What is required: Begin with the line containing "Output the component" and end with the line containing "const star = <span"; set down that block verbatim and nothing else.

Records supplied:
------------------------
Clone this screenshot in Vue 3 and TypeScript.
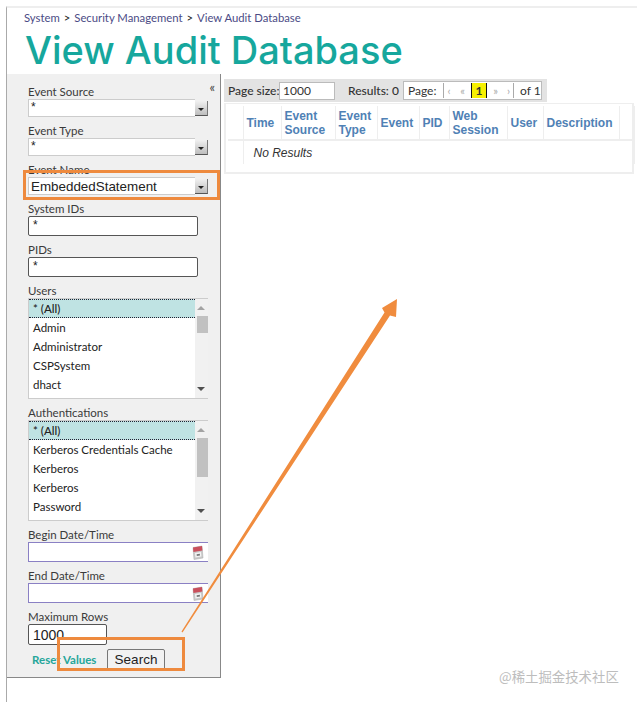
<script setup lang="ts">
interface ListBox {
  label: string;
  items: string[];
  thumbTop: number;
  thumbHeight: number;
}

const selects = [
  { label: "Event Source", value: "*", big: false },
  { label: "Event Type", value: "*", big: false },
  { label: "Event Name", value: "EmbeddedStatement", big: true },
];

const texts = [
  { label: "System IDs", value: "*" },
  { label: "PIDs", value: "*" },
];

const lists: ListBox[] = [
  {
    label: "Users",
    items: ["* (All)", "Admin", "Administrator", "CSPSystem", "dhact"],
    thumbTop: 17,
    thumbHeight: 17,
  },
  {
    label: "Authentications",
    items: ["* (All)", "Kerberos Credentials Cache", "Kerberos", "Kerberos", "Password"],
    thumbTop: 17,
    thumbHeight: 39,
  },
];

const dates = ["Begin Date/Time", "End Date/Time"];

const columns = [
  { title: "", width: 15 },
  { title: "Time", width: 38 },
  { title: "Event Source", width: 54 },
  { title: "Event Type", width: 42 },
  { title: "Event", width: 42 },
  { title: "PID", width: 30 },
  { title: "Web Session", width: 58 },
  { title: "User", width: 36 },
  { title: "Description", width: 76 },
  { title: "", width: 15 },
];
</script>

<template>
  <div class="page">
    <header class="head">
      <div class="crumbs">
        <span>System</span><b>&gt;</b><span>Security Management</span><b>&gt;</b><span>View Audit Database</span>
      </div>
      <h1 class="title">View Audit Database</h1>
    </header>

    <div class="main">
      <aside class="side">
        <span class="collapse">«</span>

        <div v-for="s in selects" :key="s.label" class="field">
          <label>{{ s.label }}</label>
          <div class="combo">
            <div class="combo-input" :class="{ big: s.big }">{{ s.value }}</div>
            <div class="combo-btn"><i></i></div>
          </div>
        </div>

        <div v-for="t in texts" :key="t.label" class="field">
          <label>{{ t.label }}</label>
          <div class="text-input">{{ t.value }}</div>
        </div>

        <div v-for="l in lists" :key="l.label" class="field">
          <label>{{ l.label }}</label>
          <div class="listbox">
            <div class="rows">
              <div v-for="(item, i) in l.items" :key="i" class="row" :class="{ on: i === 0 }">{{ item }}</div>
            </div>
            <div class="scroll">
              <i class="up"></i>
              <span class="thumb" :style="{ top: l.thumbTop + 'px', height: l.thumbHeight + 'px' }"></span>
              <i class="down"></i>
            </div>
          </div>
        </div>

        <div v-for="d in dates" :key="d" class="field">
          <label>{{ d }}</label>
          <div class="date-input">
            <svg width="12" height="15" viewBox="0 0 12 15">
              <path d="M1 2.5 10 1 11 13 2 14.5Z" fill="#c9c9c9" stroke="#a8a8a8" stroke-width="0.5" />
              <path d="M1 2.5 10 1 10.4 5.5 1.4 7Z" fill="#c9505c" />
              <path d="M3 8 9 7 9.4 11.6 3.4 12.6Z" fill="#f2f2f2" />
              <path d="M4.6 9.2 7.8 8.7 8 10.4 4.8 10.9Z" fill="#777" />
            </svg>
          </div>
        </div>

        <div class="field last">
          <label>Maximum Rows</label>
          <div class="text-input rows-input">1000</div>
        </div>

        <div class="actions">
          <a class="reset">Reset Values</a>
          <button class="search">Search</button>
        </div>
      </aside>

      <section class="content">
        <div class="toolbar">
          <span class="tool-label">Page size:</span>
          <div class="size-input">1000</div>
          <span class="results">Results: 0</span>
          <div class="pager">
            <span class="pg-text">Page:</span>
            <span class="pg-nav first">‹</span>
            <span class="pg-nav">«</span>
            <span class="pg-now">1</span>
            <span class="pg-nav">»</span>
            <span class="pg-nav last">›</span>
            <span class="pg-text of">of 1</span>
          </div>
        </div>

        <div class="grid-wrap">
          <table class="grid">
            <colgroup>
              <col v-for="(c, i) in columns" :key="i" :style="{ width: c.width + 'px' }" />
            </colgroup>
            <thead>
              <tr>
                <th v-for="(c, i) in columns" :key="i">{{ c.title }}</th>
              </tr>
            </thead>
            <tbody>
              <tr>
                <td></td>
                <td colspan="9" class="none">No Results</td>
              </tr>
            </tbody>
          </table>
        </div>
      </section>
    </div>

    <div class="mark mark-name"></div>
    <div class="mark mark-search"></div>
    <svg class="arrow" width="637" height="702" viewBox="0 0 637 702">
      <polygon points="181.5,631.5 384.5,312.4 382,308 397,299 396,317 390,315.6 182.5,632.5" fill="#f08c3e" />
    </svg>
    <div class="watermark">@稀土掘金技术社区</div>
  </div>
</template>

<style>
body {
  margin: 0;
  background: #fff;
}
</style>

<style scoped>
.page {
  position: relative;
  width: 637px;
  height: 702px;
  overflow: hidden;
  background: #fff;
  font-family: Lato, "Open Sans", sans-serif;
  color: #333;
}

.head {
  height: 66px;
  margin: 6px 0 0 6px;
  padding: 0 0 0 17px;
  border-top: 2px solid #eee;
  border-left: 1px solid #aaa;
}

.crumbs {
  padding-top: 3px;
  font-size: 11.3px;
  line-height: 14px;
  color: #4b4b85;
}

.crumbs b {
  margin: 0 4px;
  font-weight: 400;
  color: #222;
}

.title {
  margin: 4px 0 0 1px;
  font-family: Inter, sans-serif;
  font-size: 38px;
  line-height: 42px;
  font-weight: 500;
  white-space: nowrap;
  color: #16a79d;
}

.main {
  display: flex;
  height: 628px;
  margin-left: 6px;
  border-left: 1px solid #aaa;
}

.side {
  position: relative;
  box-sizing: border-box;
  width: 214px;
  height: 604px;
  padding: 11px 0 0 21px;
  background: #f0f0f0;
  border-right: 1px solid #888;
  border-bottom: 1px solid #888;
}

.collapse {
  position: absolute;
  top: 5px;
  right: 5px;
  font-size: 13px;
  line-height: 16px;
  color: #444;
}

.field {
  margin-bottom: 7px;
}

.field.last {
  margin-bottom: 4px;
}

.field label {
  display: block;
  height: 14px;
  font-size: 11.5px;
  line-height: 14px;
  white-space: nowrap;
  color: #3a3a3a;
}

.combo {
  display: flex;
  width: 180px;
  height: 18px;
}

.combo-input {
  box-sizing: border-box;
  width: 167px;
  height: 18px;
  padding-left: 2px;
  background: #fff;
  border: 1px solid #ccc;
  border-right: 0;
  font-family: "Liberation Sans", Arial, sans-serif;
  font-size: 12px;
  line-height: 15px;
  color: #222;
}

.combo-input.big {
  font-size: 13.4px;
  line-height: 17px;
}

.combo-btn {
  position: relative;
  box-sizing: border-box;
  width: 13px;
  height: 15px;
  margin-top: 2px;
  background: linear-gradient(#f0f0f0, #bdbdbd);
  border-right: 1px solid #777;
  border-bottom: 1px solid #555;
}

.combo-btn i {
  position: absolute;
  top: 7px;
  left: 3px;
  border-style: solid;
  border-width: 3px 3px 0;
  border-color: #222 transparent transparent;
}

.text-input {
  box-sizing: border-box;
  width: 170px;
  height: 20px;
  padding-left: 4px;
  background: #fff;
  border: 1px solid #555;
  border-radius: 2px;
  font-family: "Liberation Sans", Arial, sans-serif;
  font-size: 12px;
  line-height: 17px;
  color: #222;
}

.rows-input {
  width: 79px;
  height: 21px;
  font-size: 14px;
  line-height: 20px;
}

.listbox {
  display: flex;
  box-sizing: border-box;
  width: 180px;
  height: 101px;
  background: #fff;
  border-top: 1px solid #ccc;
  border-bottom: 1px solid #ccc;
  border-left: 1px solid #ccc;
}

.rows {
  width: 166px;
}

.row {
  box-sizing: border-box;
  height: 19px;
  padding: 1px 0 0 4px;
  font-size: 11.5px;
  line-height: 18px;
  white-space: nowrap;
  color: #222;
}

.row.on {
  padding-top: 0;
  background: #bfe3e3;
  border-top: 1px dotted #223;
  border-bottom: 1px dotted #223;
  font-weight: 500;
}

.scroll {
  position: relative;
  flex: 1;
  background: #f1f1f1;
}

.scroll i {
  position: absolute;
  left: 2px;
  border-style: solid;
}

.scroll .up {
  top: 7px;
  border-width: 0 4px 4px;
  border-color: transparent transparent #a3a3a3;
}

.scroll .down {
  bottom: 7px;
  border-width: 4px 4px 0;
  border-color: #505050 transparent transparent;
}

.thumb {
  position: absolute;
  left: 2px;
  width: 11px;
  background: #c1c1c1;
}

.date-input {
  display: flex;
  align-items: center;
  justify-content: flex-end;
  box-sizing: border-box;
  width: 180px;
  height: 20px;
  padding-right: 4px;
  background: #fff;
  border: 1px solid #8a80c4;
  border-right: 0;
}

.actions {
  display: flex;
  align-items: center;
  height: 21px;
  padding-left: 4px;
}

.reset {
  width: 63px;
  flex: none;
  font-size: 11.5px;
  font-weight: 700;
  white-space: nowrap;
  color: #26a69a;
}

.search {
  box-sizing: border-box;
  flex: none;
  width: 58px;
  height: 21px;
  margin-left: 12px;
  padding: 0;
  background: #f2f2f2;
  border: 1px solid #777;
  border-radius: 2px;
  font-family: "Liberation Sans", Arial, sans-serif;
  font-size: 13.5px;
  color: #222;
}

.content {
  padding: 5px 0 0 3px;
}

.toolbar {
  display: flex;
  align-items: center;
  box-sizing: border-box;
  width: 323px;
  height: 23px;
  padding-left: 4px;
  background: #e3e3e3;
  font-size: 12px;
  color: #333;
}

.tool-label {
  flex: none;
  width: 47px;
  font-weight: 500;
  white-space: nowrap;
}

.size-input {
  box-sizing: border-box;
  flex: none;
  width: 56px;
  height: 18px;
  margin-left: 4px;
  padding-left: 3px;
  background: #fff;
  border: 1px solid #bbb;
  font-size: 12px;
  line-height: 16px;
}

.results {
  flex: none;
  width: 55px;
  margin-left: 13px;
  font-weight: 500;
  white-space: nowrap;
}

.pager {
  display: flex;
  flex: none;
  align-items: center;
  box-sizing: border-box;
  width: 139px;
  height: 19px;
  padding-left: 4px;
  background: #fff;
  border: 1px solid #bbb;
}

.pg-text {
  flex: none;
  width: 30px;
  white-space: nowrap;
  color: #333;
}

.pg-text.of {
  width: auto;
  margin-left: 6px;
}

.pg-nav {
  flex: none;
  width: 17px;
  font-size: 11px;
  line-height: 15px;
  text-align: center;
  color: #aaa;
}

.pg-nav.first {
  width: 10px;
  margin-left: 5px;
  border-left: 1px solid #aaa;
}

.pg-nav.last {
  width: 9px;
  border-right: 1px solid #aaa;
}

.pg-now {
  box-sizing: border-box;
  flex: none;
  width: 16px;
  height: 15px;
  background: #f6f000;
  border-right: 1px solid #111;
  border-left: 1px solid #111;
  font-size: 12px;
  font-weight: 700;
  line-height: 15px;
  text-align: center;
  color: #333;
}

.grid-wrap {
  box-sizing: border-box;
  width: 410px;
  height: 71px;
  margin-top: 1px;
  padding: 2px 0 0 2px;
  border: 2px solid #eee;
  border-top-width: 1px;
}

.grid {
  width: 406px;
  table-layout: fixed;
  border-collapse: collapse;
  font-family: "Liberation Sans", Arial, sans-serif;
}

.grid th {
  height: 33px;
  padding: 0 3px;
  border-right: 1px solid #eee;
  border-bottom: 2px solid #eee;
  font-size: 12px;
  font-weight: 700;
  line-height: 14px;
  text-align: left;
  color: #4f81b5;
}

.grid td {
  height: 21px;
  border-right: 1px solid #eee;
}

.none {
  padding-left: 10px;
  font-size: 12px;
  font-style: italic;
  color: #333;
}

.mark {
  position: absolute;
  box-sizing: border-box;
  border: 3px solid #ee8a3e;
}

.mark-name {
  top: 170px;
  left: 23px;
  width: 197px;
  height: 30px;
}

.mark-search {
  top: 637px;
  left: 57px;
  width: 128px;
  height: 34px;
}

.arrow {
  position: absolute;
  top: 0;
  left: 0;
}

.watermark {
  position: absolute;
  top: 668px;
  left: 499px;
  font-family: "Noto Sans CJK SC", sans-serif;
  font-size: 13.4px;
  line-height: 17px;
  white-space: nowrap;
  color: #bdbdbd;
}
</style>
------------------------
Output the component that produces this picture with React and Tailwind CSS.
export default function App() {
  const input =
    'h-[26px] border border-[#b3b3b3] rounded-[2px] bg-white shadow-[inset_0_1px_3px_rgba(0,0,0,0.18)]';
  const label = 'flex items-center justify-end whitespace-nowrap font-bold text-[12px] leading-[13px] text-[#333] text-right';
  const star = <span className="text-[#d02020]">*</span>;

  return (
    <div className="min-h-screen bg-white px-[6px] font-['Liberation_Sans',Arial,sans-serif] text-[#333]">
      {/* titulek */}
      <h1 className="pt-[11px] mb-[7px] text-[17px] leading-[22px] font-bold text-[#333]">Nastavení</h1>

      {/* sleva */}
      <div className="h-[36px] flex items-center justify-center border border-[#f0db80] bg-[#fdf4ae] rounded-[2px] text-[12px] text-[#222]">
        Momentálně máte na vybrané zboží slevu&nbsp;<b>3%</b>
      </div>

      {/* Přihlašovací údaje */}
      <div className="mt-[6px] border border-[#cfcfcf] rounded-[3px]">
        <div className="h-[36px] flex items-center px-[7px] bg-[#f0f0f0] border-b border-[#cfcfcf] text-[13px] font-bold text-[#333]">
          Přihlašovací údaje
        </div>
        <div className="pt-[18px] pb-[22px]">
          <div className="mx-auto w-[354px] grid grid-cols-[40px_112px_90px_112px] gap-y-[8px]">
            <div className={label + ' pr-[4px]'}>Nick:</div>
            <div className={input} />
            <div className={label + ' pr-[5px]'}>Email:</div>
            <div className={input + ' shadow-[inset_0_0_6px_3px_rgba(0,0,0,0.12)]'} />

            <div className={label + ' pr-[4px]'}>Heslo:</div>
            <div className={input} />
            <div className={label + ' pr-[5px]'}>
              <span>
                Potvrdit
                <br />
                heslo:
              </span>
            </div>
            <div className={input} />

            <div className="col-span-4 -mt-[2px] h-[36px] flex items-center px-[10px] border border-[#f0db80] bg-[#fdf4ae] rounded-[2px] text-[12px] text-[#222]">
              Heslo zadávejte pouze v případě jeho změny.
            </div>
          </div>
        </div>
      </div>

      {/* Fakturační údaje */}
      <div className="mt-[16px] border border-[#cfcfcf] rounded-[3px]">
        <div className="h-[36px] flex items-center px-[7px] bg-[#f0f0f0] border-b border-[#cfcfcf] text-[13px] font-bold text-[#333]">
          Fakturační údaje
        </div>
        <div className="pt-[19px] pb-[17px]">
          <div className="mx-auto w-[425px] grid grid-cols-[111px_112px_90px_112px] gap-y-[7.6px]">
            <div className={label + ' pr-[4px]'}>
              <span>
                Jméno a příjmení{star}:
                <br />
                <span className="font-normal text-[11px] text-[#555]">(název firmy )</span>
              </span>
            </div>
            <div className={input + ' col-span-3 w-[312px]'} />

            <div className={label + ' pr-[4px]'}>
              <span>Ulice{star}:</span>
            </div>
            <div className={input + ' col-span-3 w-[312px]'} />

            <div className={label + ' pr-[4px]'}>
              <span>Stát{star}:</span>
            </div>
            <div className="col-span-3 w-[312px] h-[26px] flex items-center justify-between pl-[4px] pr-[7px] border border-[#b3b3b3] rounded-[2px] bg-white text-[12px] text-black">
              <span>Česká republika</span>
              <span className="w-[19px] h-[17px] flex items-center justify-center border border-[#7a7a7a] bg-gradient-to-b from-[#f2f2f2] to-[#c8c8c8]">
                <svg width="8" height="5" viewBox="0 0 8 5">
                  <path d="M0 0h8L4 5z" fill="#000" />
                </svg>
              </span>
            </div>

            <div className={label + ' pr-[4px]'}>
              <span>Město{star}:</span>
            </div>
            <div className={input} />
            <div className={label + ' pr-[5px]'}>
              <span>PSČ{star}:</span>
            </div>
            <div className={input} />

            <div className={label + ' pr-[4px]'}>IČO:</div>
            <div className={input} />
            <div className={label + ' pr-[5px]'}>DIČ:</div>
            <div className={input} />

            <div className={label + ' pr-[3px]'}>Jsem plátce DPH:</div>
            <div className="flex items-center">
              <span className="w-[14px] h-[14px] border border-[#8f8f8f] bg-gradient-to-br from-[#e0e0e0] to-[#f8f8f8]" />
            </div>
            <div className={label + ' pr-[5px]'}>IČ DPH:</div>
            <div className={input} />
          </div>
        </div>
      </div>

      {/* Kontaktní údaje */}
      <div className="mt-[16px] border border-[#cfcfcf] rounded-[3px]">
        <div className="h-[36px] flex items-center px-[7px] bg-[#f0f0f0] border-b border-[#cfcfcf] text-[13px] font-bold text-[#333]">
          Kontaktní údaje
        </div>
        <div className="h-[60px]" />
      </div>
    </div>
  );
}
------------------------
Task result:
Output the component that produces this picture with React and Tailwind CSS.
export default function App() {
  const input =
    'h-[26px] border border-[#b3b3b3] rounded-[2px] bg-white shadow-[inset_0_1px_3px_rgba(0,0,0,0.18)]';
  const label = 'flex items-center justify-end whitespace-nowrap font-bold text-[12px] leading-[13px] text-[#333] text-right';
  const star = <span className="text-[#d02020]">*</span>;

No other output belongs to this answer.